Lighting in the film is also particularly important in Annette, to cascade the film in purposeful artifice and surrealism. There are two bright scenes in the film, one is near the beginning, where Ann and Henry are walking through a meadow, at the height of their love story. The other scene is at the end where Annette, now portrayed as a human girl, is finally being seen by her father as a real person, and not a ‘puppet’ that was used for child exploitation, a final glimpse of hope for her, now she has closed her relationship with her father. The rest of the film is more or less carpeted in darker lighting, with hints of colour to portray the characters’ emotions. At the moments where Henry is in his most psychotic state, the scenes are lit with green to emphasise that sense of envy that has overcome him. Cinematographer Caroline Champetier captured the film between a surreal, dream-like fantasy, with obvious artificial lighting and slight movements of the camera as though you are watching it through someone’s eyes, the camera is hardly ever still. This only exemplifies the story’s purpose of portraying fake and fabricated tones.
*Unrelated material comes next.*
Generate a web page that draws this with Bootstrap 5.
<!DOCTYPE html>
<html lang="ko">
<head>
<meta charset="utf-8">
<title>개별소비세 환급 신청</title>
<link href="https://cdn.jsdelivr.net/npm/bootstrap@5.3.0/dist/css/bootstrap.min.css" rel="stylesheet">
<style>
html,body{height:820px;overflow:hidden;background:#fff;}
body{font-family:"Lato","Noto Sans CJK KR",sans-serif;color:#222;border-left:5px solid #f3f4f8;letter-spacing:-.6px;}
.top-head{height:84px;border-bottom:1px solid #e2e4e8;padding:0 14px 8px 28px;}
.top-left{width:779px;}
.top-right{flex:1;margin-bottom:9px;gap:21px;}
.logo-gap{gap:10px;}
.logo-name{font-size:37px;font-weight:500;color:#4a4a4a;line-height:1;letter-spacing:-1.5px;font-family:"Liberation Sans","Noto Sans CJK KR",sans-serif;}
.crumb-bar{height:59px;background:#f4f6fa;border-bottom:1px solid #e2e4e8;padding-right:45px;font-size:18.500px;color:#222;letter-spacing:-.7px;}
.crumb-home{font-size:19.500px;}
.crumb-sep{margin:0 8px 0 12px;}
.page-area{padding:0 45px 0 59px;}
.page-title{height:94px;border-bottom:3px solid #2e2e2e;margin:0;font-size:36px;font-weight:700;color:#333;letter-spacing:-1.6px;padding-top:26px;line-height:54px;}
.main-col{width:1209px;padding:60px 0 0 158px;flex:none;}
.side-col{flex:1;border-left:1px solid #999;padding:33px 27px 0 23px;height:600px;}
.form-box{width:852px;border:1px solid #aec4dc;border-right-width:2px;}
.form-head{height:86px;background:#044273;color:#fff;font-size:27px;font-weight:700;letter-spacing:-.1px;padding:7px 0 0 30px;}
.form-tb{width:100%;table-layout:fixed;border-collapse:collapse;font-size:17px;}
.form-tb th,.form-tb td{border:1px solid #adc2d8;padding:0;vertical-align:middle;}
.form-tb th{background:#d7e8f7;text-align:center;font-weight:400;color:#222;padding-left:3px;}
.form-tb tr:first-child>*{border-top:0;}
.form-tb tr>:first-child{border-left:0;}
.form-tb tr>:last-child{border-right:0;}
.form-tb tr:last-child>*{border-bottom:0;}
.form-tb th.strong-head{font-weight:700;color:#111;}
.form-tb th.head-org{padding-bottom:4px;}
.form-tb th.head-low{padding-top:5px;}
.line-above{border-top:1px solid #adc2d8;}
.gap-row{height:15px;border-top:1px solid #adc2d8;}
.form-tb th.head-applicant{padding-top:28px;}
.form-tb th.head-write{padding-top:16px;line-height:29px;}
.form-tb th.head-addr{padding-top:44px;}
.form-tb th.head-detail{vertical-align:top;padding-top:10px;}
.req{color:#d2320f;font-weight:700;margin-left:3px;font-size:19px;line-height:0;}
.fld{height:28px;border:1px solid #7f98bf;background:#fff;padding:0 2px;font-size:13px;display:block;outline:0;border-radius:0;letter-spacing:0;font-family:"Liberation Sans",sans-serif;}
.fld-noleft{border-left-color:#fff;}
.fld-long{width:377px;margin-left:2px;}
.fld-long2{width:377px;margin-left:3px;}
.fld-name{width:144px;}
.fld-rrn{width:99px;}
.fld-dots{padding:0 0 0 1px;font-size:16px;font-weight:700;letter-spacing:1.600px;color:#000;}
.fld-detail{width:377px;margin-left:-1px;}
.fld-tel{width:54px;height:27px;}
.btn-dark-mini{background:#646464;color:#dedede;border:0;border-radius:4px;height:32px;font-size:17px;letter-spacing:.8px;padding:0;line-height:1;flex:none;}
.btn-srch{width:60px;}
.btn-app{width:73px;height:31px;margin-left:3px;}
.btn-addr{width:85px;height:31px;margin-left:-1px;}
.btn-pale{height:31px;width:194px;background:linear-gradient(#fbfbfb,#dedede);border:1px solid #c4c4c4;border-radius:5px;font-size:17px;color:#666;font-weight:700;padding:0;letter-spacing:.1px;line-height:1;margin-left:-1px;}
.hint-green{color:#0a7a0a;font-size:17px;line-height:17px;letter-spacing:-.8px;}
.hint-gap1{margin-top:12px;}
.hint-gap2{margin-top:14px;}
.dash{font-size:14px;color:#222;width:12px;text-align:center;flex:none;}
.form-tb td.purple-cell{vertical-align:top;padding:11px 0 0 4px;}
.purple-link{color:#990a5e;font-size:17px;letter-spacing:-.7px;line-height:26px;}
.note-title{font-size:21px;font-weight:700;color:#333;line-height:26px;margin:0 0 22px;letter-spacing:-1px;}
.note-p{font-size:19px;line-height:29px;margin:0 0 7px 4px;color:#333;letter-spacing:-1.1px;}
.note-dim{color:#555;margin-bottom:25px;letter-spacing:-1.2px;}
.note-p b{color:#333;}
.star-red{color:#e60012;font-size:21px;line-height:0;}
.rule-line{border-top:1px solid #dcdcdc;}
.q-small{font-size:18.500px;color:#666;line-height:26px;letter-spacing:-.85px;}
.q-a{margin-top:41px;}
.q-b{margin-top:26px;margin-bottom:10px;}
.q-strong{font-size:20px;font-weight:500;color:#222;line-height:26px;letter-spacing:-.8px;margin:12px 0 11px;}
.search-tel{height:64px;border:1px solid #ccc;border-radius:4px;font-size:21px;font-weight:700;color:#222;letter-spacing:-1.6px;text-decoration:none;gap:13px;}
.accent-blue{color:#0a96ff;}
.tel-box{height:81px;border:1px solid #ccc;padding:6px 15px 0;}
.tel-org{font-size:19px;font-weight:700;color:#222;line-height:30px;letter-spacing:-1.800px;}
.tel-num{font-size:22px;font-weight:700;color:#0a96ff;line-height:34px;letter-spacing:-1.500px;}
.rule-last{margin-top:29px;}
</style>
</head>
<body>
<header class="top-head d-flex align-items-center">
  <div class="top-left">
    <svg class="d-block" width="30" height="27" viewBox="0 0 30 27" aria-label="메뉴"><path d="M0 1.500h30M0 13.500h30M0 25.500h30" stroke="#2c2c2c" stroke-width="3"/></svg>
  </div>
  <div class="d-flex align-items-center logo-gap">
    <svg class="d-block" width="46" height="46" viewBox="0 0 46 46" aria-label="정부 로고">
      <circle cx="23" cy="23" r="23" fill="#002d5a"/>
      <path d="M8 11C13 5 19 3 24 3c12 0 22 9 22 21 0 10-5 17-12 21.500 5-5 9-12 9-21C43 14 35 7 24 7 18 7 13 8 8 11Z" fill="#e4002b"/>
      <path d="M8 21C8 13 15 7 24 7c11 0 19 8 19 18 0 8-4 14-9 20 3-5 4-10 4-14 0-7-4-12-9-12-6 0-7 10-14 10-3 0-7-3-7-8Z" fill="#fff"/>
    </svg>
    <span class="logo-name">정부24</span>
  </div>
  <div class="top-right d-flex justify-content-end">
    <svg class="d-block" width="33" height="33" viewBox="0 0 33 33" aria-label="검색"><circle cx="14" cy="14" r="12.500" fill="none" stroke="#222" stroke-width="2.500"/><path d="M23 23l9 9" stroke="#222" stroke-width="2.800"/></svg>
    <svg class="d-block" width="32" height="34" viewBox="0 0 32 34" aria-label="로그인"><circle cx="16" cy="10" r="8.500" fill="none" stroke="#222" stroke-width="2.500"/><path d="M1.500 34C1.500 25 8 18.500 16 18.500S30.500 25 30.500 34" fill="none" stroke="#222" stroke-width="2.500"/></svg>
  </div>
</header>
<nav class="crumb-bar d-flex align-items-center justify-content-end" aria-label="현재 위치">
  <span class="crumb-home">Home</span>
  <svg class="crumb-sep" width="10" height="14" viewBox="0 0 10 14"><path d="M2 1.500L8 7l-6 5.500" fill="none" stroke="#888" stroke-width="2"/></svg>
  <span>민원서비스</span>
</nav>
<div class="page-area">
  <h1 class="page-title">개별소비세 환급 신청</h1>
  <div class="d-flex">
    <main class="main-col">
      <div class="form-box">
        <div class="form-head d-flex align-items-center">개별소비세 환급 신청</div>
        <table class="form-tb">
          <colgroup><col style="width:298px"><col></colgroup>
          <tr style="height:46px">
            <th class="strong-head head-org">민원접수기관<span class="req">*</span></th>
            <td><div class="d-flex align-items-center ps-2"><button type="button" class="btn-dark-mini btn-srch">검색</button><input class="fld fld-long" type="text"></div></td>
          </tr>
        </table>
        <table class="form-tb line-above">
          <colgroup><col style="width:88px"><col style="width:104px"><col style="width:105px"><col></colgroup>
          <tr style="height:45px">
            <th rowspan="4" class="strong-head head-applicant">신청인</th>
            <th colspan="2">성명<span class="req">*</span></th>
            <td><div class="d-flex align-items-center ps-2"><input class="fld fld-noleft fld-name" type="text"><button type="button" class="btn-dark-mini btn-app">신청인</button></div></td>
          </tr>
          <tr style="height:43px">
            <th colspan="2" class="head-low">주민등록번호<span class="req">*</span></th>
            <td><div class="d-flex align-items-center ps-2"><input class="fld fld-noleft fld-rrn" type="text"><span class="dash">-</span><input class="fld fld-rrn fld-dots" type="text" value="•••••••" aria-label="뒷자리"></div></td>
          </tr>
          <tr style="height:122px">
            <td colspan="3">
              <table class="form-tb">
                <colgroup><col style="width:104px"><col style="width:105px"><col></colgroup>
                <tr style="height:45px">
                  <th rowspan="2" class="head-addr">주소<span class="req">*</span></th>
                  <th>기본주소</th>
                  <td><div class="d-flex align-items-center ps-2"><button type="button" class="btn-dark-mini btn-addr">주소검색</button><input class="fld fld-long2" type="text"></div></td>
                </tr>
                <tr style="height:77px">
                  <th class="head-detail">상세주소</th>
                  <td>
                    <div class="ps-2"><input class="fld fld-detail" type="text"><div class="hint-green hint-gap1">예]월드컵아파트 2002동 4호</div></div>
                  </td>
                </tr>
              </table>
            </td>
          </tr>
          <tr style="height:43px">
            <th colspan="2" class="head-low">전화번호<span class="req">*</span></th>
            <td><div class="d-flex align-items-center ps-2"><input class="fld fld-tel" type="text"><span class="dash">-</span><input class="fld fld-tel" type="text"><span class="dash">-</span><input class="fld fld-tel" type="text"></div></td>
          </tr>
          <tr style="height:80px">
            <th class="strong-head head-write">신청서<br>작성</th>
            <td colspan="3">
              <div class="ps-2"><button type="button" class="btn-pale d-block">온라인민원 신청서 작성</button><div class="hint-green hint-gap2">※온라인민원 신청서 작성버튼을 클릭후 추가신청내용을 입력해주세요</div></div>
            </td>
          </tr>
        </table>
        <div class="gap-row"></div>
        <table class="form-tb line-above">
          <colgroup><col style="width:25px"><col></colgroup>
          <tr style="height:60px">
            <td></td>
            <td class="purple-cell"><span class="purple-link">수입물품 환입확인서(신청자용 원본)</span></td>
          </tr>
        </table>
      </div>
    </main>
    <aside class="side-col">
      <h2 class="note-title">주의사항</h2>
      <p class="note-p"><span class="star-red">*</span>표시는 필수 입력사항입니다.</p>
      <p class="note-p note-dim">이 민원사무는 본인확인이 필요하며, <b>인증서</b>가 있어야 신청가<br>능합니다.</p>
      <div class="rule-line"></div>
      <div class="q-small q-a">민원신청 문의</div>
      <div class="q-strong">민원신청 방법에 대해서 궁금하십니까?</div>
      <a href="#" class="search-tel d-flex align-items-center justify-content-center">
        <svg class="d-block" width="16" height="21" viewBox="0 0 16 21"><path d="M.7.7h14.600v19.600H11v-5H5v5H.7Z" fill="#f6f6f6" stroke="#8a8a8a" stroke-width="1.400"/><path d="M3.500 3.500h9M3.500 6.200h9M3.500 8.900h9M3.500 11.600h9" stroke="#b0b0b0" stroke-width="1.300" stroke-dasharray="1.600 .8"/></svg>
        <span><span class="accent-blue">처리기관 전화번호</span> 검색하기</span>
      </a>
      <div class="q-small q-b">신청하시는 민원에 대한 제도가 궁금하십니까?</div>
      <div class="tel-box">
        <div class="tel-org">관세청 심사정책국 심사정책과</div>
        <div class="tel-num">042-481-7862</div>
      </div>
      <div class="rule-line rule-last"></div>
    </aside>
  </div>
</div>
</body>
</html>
At first viewing, Annette can be tough to chew and to get your head around, especially at a runtime of two hours and twenty-one minutes. Yet the chaos that Leos Carax delivered is something that sticks in your head for many days after, forcing you to think about the film. The emotion is translated through it well and the concept album by Sparks which accompanies the film is a paring that is rarely seen in the film industry. Therefore, a uniqueness is found in Annette that celebrates aspects of Old Hollywood and French New Wave but done in an outlandish way.